THE SUMMER’S GREAT HEAT WAVE was some weeks away, but it still sweltered plenty on the Baltimore-bound bus. Frank La Salle and Sally Horner had taken a taxicab to the bus depot in Philadelphia. Perhaps Sally wondered why they were going so far out of the way if they were headed south. Maybe she asked why they had to leave Atlantic City so quickly, or where the station wagon had gone, or why they had to leave their clothes and photos behind. Most likely, she kept any complaints or questions to herself.

She had to keep remembering the script, that La Salle was her father. His word was law. She had to stick to the story to avoid punishment.
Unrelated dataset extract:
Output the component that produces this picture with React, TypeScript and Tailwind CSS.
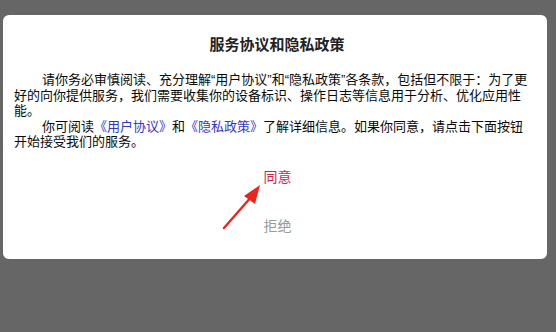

She had to endure his daily torments. She had to retreat to her own mind to escape the void of her current situation.

The cab pulled up in front of the Philadelphia station. Frank and Sally made their way to the Greyhound bus bound for Baltimore before it pulled away at 11:00 A.M. He bought their tickets, Sally squeaking under the wire for the half-price fare. They settled in their seats for the three-hour trip. They may not have been alone. Sally later said that a woman she knew as “Miss Robinson” had joined them. La Salle had told her the woman was some sort of assistant or secretary. She was perhaps twenty-five, though an eleven-year-old girl’s sense of how old people are can be skewed.

The Philadelphia Greyhound made one stop along the way, either in Wilmington or in Oxford, Delaware. After the short break, the bus moved over to Route 40, which turned into the Pulaski Highway. Was Sally impressed by the wider lanes and speeding cars on the still-new highway? What did she allow herself to dream over the three-hour trip before the bus pulled into the downtown depot in Baltimore? Did she hope for a chance of escape, or had she resigned herself to being trapped by La Salle’s new vision of her life?

They arrived in Baltimore just after 2:15 in the afternoon. “Miss Robinson,” if she existed, vanished from the picture, perhaps as soon as they got off the bus, collected their luggage, and looked for a cab or local transit to take them to their lodgings. Most likely they ended up staying downtown that first evening and for the next few days, around West Franklin Street in the neighborhood of Mount Vernon. Blocks away lay the city’s most prized landmarks, including City Hall, the Museum of Art, and the original Washington Monument. Testaments to Baltimore’s beauty and power, but also a refuge out of Sally’s grasp.